Few stones are left unturned in this highly concise and academic compilation of articles. Though some chapters are easier to read than others, as a whole, it is not for the light-hearted. In fact, it is hard to imagine reading this book without considerable knowledge of philosophy and ethics. A graduate-level readership appears appropriate. But for those who have such background training, the book is sure to stretch and challenge one’s perspective on a subject that—as the authors point out—has become “diminished” in recent times (xiv-xv; 21).
One of my favorite chapters was the “Normative Practices of Other Animals” (chapter 3 by Sarah Vincent, Rebecca Ring, and Kristin Andrews). The article contains a five-page table of all the extant research on the subject of animal ethics, and divides them up according to the following categories: 1) “obedience norms” (e.g., authority, punishment, teaching); 2) ”reciprocity norms” (fairness/cheating, cooperation, mutualism, preference/discrimination); 3) “care norms” (caring/consolation, targeted helping, response to grief, emotion recognition); 4) “social responsibility norms” (e.g., loyalty/betrayal, distribution of labor based on skill, aversion to protesting, cooperation for group benefit); and 5) “solidarity norms” (e.g., sanctity/degradation, liberty/oppression, group identity, self-sacrifice). Each category has the research cited, and provides examples from the animal kingdom (dolphin and orca life, etc.). The discussion addresses the idea of human-projection of ethics onto to animal kingdom, and similar concerns about the human/animal divide. The article obviously raises significant questions about the substance of any and all ethical norms. Whatever the case, one is left with the startling insight that, before humanity, all of our basic ethical norms can be found amongst animals—at least an embryonic form for some, and more developed for others.
Similar chapters are just as eye-opening for the uninitiated reader, though all are astute as one would expect from a volume of this type. One includes Meda Cosmides, Ricardo Guzman, and John Tooby’s “Evolution of Moral Cognition (ch 9). Although—like similar writings on this topic—it is somewhat reductionistic to causes (e.g., natural selection), the article looks at how multiple moral systems evolved and why, the role of “kin detection systems,” altruism, cooperation and game theory, behavioral economics, fairness, and other topics in a wide constellation related to the field of evolutionary psychology. Along the way, readers learn such things as the distinction between reproductive costs and benefits over time. “We don’t like ice cream more than oat bran because this preference promotes reproduction in the present; we like it now because design features causing preferences for fats and sugars promoted reproduction in the past” (187). So when evolutionary psychologists look at current computation systems and their role in forming morals, they are looking at their past functionality as much (or more) than current functionality.

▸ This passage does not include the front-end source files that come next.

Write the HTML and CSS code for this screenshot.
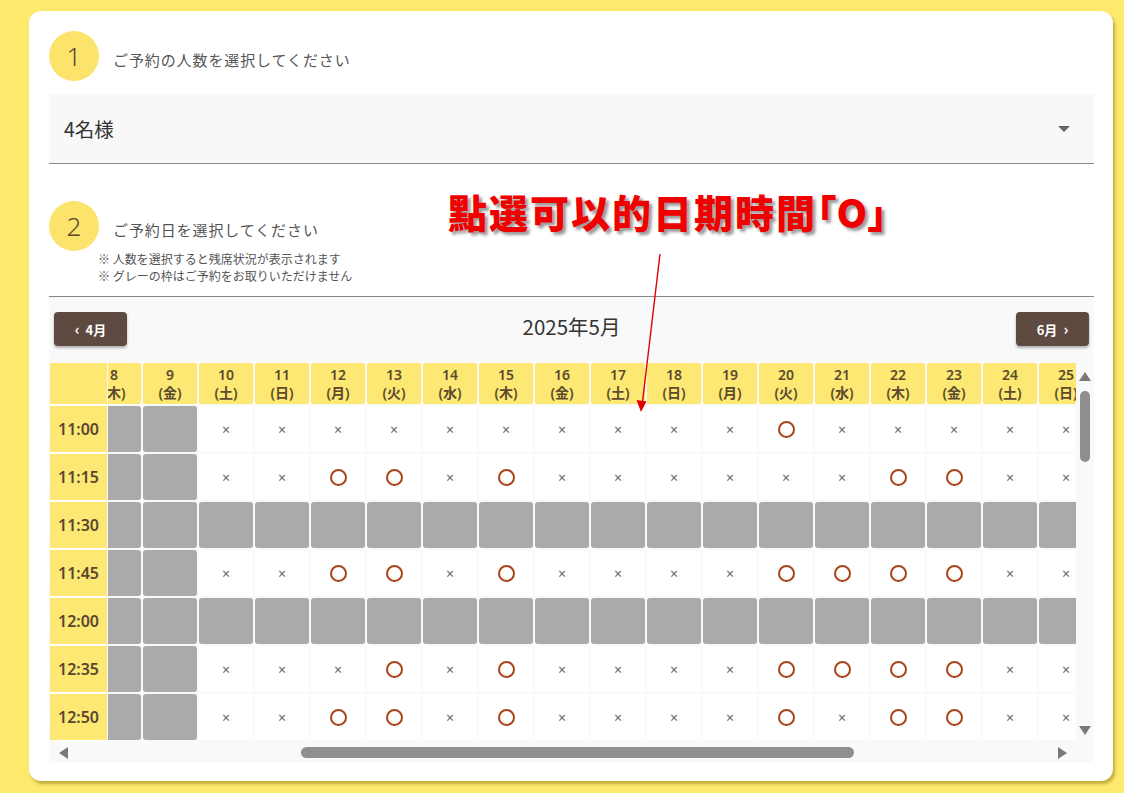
FILE: index.html
```html
<!DOCTYPE html>
<html lang="ja">
<head>
<meta charset="utf-8">
<title>ご予約</title>
<link rel="stylesheet" href="styles.css">
</head>
<body>
<div class="card">
  <div class="step">
    <div class="num">1</div>
    <div class="step-title">ご予約の人数を選択してください</div>
  </div>
  <div class="select"><span>4名様</span><span class="caret"></span></div>

  <div class="step step2">
    <div class="num">2</div>
    <div class="step-title">ご予約日を選択してください</div>
  </div>
  <div class="notes">
    <div>※ 人数を選択すると残席状況が表示されます</div>
    <div>※ グレーの枠はご予約をお取りいただけません</div>
  </div>

  <div class="cal">
    <div class="cal-head">
      <div class="mbtn"><span class="chev">‹</span>4月</div>
      <div class="month">2025年5月</div>
      <div class="mbtn">6月<span class="chev">›</span></div>
    </div>
    <div class="tt">
      <div class="tcol">
        <div class="corner"></div>
        <div class="time">11:00</div>
        <div class="time">11:15</div>
        <div class="time">11:30</div>
        <div class="time">11:45</div>
        <div class="time">12:00</div>
        <div class="time">12:35</div>
        <div class="time">12:50</div>
      </div>
      <div class="dates">
        <div class="grid">
          <span class="h">8<br>(木)</span><span class="h">9<br>(金)</span><span class="h">10<br>(土)</span><span class="h">11<br>(日)</span><span class="h">12<br>(月)</span><span class="h">13<br>(火)</span><span class="h">14<br>(水)</span><span class="h">15<br>(木)</span><span class="h">16<br>(金)</span><span class="h">17<br>(土)</span><span class="h">18<br>(日)</span><span class="h">19<br>(月)</span><span class="h">20<br>(火)</span><span class="h">21<br>(水)</span><span class="h">22<br>(木)</span><span class="h">23<br>(金)</span><span class="h">24<br>(土)</span><span class="h">25<br>(日)</span>

          <span class="g"></span><span class="g"></span><span class="x">×</span><span class="x">×</span><span class="x">×</span><span class="x">×</span><span class="x">×</span><span class="x">×</span><span class="x">×</span><span class="x">×</span><span class="x">×</span><span class="x">×</span><span class="o"><b></b></span><span class="x">×</span><span class="x">×</span><span class="x">×</span><span class="x">×</span><span class="x">×</span>

          <span class="g"></span><span class="g"></span><span class="x">×</span><span class="x">×</span><span class="o"><b></b></span><span class="o"><b></b></span><span class="x">×</span><span class="o"><b></b></span><span class="x">×</span><span class="x">×</span><span class="x">×</span><span class="x">×</span><span class="x">×</span><span class="x">×</span><span class="o"><b></b></span><span class="o"><b></b></span><span class="x">×</span><span class="x">×</span>

          <span class="g"></span><span class="g"></span><span class="g"></span><span class="g"></span><span class="g"></span><span class="g"></span><span class="g"></span><span class="g"></span><span class="g"></span><span class="g"></span><span class="g"></span><span class="g"></span><span class="g"></span><span class="g"></span><span class="g"></span><span class="g"></span><span class="g"></span><span class="g"></span>

          <span class="g"></span><span class="g"></span><span class="x">×</span><span class="x">×</span><span class="o"><b></b></span><span class="o"><b></b></span><span class="x">×</span><span class="o"><b></b></span><span class="x">×</span><span class="x">×</span><span class="x">×</span><span class="x">×</span><span class="o"><b></b></span><span class="o"><b></b></span><span class="o"><b></b></span><span class="o"><b></b></span><span class="x">×</span><span class="x">×</span>

          <span class="g"></span><span class="g"></span><span class="g"></span><span class="g"></span><span class="g"></span><span class="g"></span><span class="g"></span><span class="g"></span><span class="g"></span><span class="g"></span><span class="g"></span><span class="g"></span><span class="g"></span><span class="g"></span><span class="g"></span><span class="g"></span><span class="g"></span><span class="g"></span>

          <span class="g"></span><span class="g"></span><span class="x">×</span><span class="x">×</span><span class="x">×</span><span class="o"><b></b></span><span class="x">×</span><span class="o"><b></b></span><span class="x">×</span><span class="x">×</span><span class="x">×</span><span class="x">×</span><span class="o"><b></b></span><span class="o"><b></b></span><span class="o"><b></b></span><span class="o"><b></b></span><span class="x">×</span><span class="x">×</span>

          <span class="g"></span><span class="g"></span><span class="x">×</span><span class="x">×</span><span class="o"><b></b></span><span class="o"><b></b></span><span class="x">×</span><span class="o"><b></b></span><span class="x">×</span><span class="x">×</span><span class="x">×</span><span class="x">×</span><span class="o"><b></b></span><span class="x">×</span><span class="o"><b></b></span><span class="o"><b></b></span><span class="x">×</span><span class="x">×</span>
        </div>
      </div>
      <div class="vbar">
        <div class="vbtn up"><span class="tri-up"></span></div>
        <div class="vthumb"></div>
        <div class="vspace"></div>
        <div class="vbtn down"><span class="tri-down"></span></div>
      </div>
    </div>
    <div class="hbar">
      <div class="hbtn left"><span class="tri-left"></span></div>
      <div class="htrack"><div class="hthumb" style="margin-left:225px;width:553px"></div></div>
      <div class="hbtn right"><span class="tri-right"></span></div>
    </div>
  </div>
</div>

<div class="annot">點選可以的日期時間<span class="br">「O」</span></div>
<svg class="arrow" width="40" height="170" viewBox="0 0 40 170" xmlns="http://www.w3.org/2000/svg">
  <line x1="30" y1="4" x2="12.5" y2="152" stroke="#e00000" stroke-width="1.4"/>
  <polygon points="11,162 6.5,150 16.5,151.5" fill="#e00000"/>
</svg>
<script src="script.js"></script>
</body>
</html>
```

FILE: styles.css
```css
* { box-sizing: border-box; }
html, body { margin: 0; padding: 0; }
body {
  background: #fde96c;
  font-family: "Noto Sans", "Noto Sans CJK JP", sans-serif;
  width: 1124px;
  height: 793px;
  overflow: hidden;
  position: relative;
}
.card {
  margin: 11px 11px 0 29px;
  height: 770px;
  background: #fff;
  border-radius: 12px;
  box-shadow: 2px 3px 3px rgba(120, 100, 0, 0.45);
  padding: 20px 19px 18px 20px;
}
.step { display: flex; align-items: center; gap: 14px; }
.num {
  width: 50px; height: 50px; border-radius: 50%;
  background: #fce36c;
  display: flex; align-items: center; justify-content: center;
  font-size: 26px; color: #5a4630; font-weight: 300;
  font-family: "Noto Sans", sans-serif;
}
.step-title {
  font-family: "Noto Sans CJK JP", sans-serif;
  font-size: 15px; letter-spacing: 0.9px; color: #555; padding-top: 6px;
}
.select {
  margin-top: 13px; height: 70px; background: #f8f8f8;
  border-bottom: 1px solid #8a8a8a;
  display: flex; align-items: center; justify-content: space-between;
  padding: 0 24px 0 15px;
  font-family: "Noto Sans CJK JP", sans-serif;
  font-size: 19.5px; color: #333;
}
.caret {
  width: 0; height: 0;
  border-left: 6px solid transparent; border-right: 6px solid transparent;
  border-top: 6px solid #666;
}
.step2 { margin-top: 37px; }
.notes {
  margin: -1px 0 0 49px;
  font-family: "Noto Sans CJK JP", sans-serif;
  font-size: 12px; line-height: 17px; color: #555;
}
.cal {
  margin-top: 12px; border-top: 1px solid #888;
  background: #f9f9f9; padding: 15px 0 1px;
}
.cal-head {
  display: flex; justify-content: space-between; align-items: center;
  padding: 0 5px;
}
.mbtn {
  width: 73px; height: 34px; background: #5e4a41; color: #fff;
  border-radius: 4px; font-size: 13px; font-weight: 700;
  font-family: "Noto Sans CJK JP", sans-serif;
  display: flex; align-items: center; justify-content: center; gap: 6px;
  box-shadow: 0 2px 3px rgba(0, 0, 0, 0.3);
}
.chev { font-size: 15px; line-height: 1; margin-top: -2px; }
.month {
  font-family: "Noto Sans CJK JP", sans-serif;
  font-size: 20.5px; line-height: 1; color: #333; margin-top: -6px;
}
.tt { margin: 17px 0 0 1px; display: flex; height: 378px; overflow: hidden; }
.tcol {
  width: 57px; flex: none; display: flex; flex-direction: column; gap: 2px;
  background: #fff;
}
.corner { height: 41px; flex: none; background: #fde874; }
.time {
  height: 46px; flex: none; background: #fde874;
  display: flex; align-items: center; justify-content: center;
  font-size: 16px; font-weight: 600; color: #5a4630;
}
.dates { width: 968px; flex: none; margin-left: 1px; overflow: hidden; }
.grid {
  display: grid; width: max-content;
  grid-template-columns: repeat(18, 54px);
  grid-template-rows: 41px repeat(7, 46px);
  gap: 2px;
}
.h {
  background: #fde874; border-radius: 2px;
  display: flex; align-items: center; justify-content: center; text-align: center;
  font-family: "Noto Sans", "Noto Sans CJK JP", sans-serif;
  font-size: 14px; font-weight: 600; line-height: 18px; color: #5b4a2e;
  padding-top: 1px;
}
.g { background: #aaaaaa; border-radius: 3px; }
.x {
  background: #fff; display: flex; align-items: center; justify-content: center;
  font-size: 14px; color: #666;
}
.o { background: #fff; display: flex; align-items: center; justify-content: center; }
.o b {
  width: 17px; height: 17px; border: 2px solid #a8431a; border-radius: 50%;
  display: block;
}
.vbar { width: 18px; flex: none; display: flex; flex-direction: column; align-items: center; }
.vbtn { flex: none; width: 18px; display: flex; align-items: center; justify-content: center; }
.vbtn.up { height: 26px; }
.vbtn.down { height: 22px; }
.tri-up {
  width: 0; height: 0; border-left: 6px solid transparent; border-right: 6px solid transparent;
  border-bottom: 9px solid #7a7a7a;
}
.tri-down {
  width: 0; height: 0; border-left: 6px solid transparent; border-right: 6px solid transparent;
  border-top: 9px solid #7a7a7a;
}
.vthumb { margin-top: 2px; width: 10px; height: 71px; border-radius: 5px; background: #8f8f8f; flex: none; }
.vspace { flex: 1; }
.hbar { margin: 2px 0 0 1px; width: 1026px; height: 19px; display: flex; align-items: center; }
.hbtn { flex: none; height: 19px; display: flex; align-items: center; justify-content: center; }
.hbtn.left { width: 26px; }
.hbtn.right { width: 28px; }
.tri-left {
  width: 0; height: 0; border-top: 6px solid transparent; border-bottom: 6px solid transparent;
  border-right: 9px solid #7a7a7a;
}
.tri-right {
  width: 0; height: 0; border-top: 6px solid transparent; border-bottom: 6px solid transparent;
  border-left: 9px solid #7a7a7a;
}
.htrack { flex: 1; height: 11px; }
.hthumb { height: 11px; border-radius: 6px; background: #8f8f8f; }
.annot {
  position: absolute; left: 448px; top: 192px;
  font-family: "Noto Sans CJK TC", sans-serif;
  font-size: 39px; line-height: 1; font-weight: 900; letter-spacing: 2px;
  color: #f00000; white-space: nowrap;
  text-shadow: 3px 3px 3px rgba(0, 0, 0, 0.4);
}
.annot .br { font-feature-settings: "halt"; letter-spacing: 0; }
.arrow { position: absolute; left: 630px; top: 250px; }
```

FILE: script.js
```js
document.querySelector('.dates').scrollLeft = 21;
```
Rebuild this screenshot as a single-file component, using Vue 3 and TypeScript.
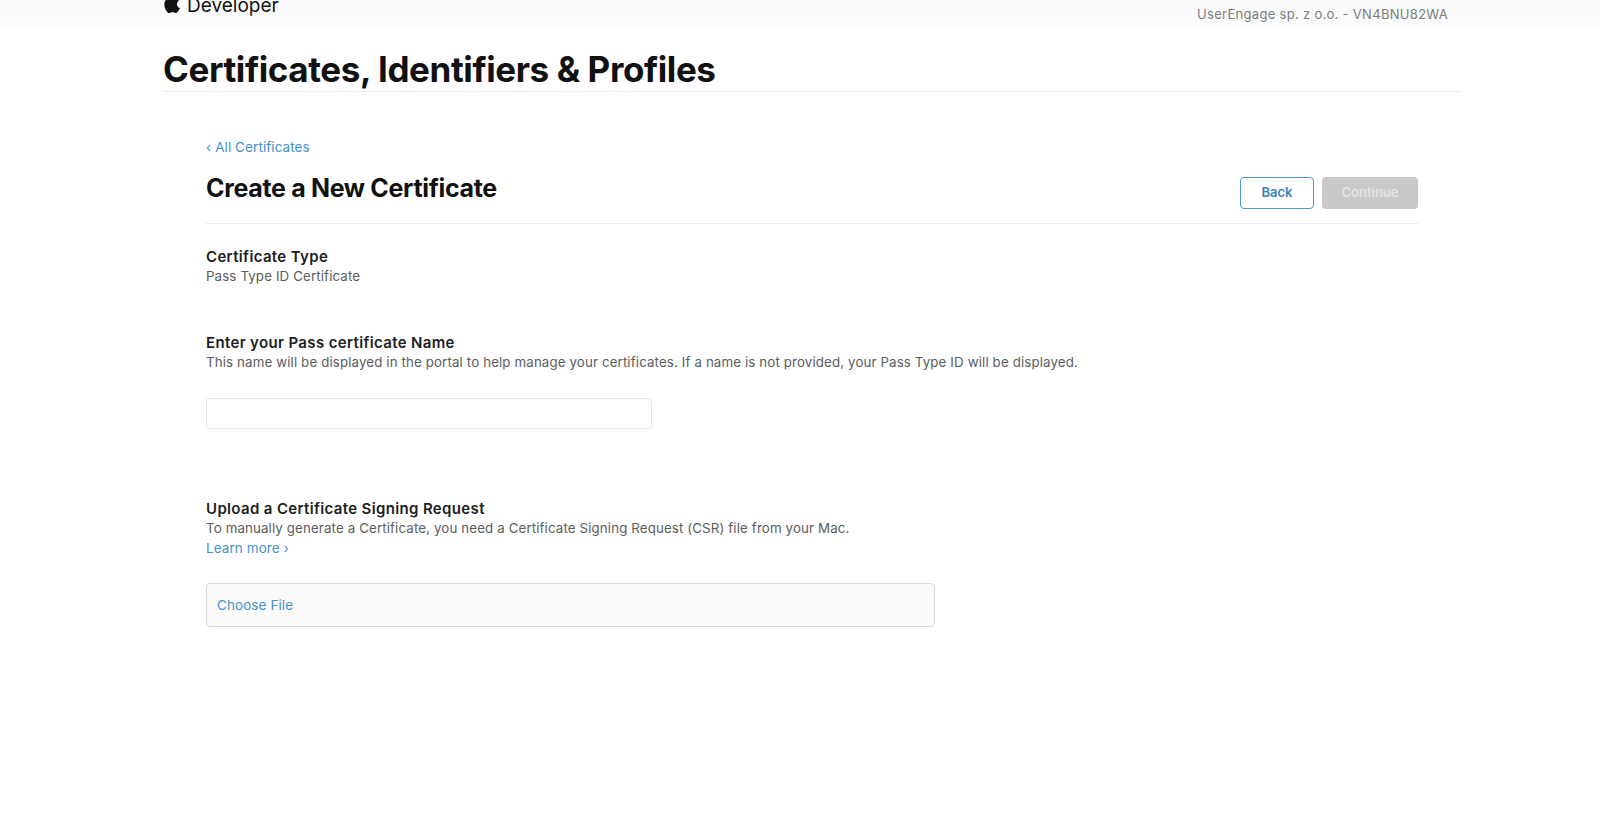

Readers will pay dearly for the book at a whopping $220 retail for the current hardcover print. In the end, one has the editors and contributors to thank for a magnificent collection of scholarly articles on a subject that has relevance to everyone—and will undoubtedly be a standard reference work for decades to come.
Jamin A Hübner is Professor and Research Fellow at several institutions in both the Humanities and Social Sciences and resides in Rapid City, SD.
Jamin A. HübnerDate Of Review:April 25, 2019
Aaron Zimmerman is Professor of Philosophy at University of California, Santa Barbara, and the author of two books: Moral Epistemology (2010) and Belief: A Pragmatic Picture (2018).
Karen Jones is Senior Lecturer at the University of Melbourne. She has written extensively about trust, what it is, and when it is justified. She is the coeditor, with Francois Schroeter, of The Many Moral Rationalisms (2018). Much of her work is from a feminist perspective.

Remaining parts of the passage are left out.